At TNO, we believe that making this energy visible, in a credible, understandable and transparent way, is a key step toward reducing the environmental footprint of digital media. On Sunday 14 September at IBC (RAI Amsterdam), Jesús Martínez de Juan (TNO Networks) presented “End-to-End Energy Monitoring during Video Streaming” during a session organized by Greening of Streaming (GoS), an industry organization of which TNO is an active member. IBC (International Broadcasting Convention) is one of the world’s leading events for the media, entertainment and technology industry, attracting more than 40,000 visitors annually.
The presentation brought together results and insights from two complementary TNO efforts: ERP Sustainable ICT and EXIGENCE. This blog post expands on that story. Instead of focusing only on the conference moment, we explore the larger topic: how combining behavioural insights with real measurement technology can help both industry and consumers make streaming more sustainable.
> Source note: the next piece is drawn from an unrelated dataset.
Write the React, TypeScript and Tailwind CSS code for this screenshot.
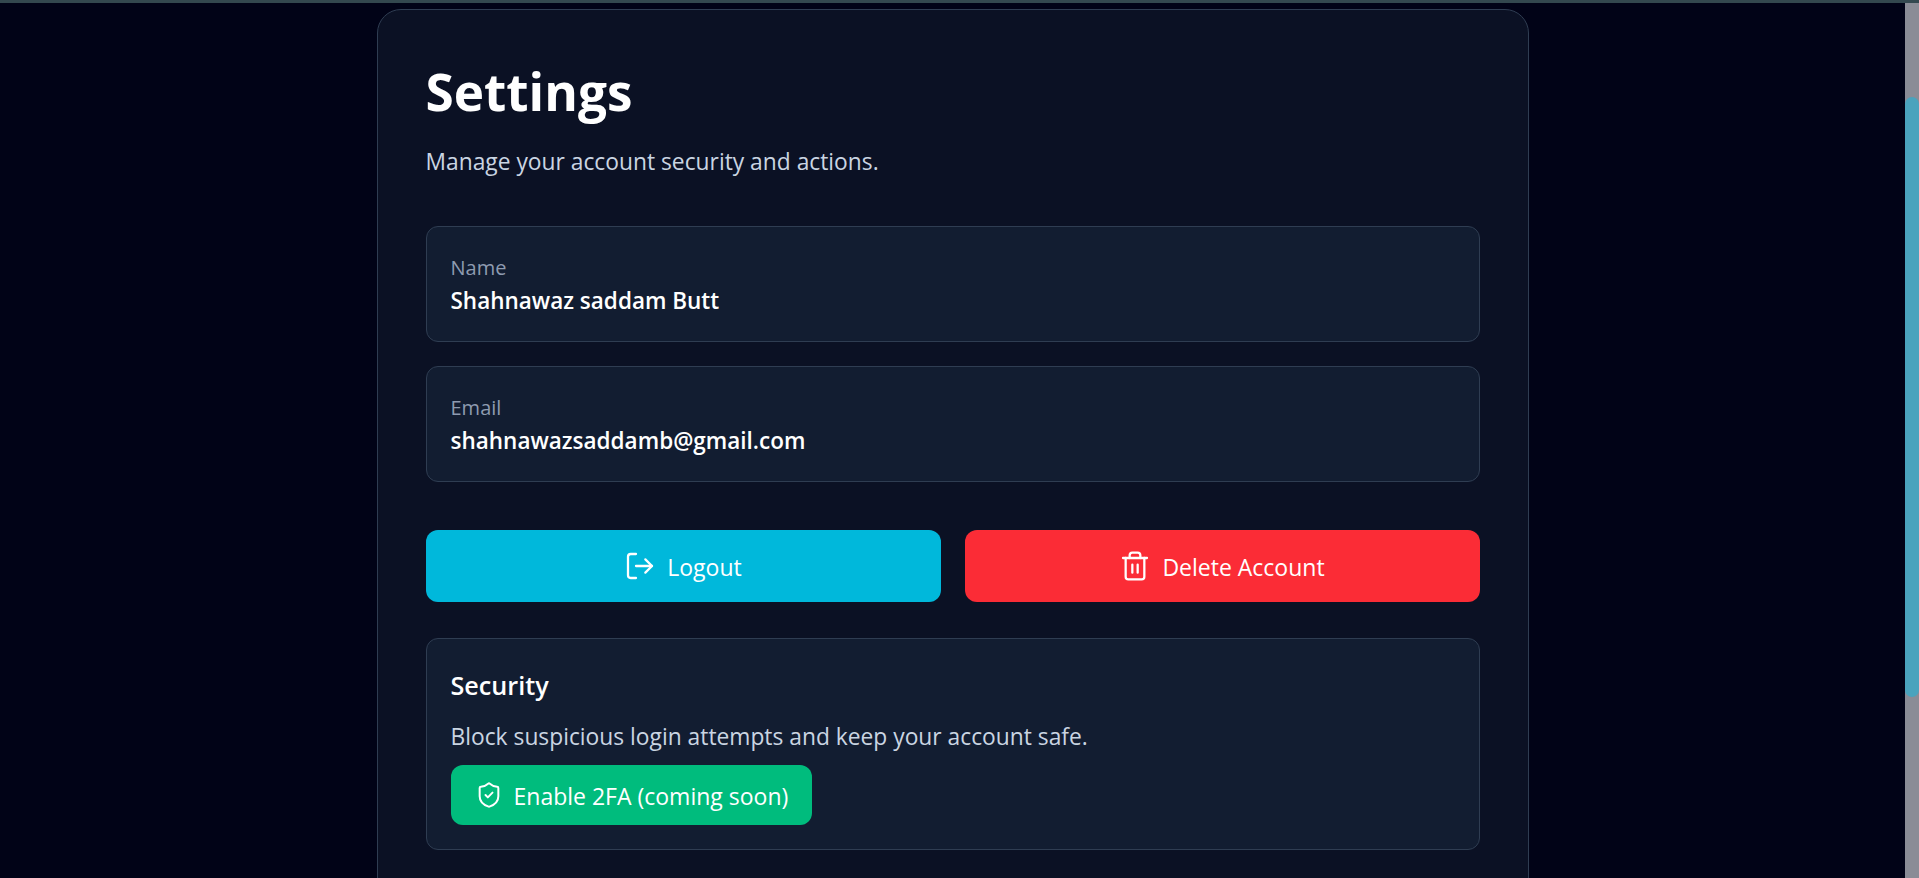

Why End-to-End Energy Monitoring Matters
If you ask someone how much electricity is used when they press play on a video, the most honest answer is: “it depends” and “we usually don’t know”. The energy impact of a single viewing session is distributed across multiple parts of the delivery chain:
- End-user device: A smartphone, tablet, laptop or TV must decode and display the content. Screen size, brightness, video codec and hardware acceleration can significantly change the energy required to play the same video.
- Network: Whether content travels over Wi-Fi, 4G/5G or fixed broadband, the network performs transmission, routing and control functions, each with its own energy footprint. In a mobile setting, both the Radio Access Network (RAN) and 5G Core play a role.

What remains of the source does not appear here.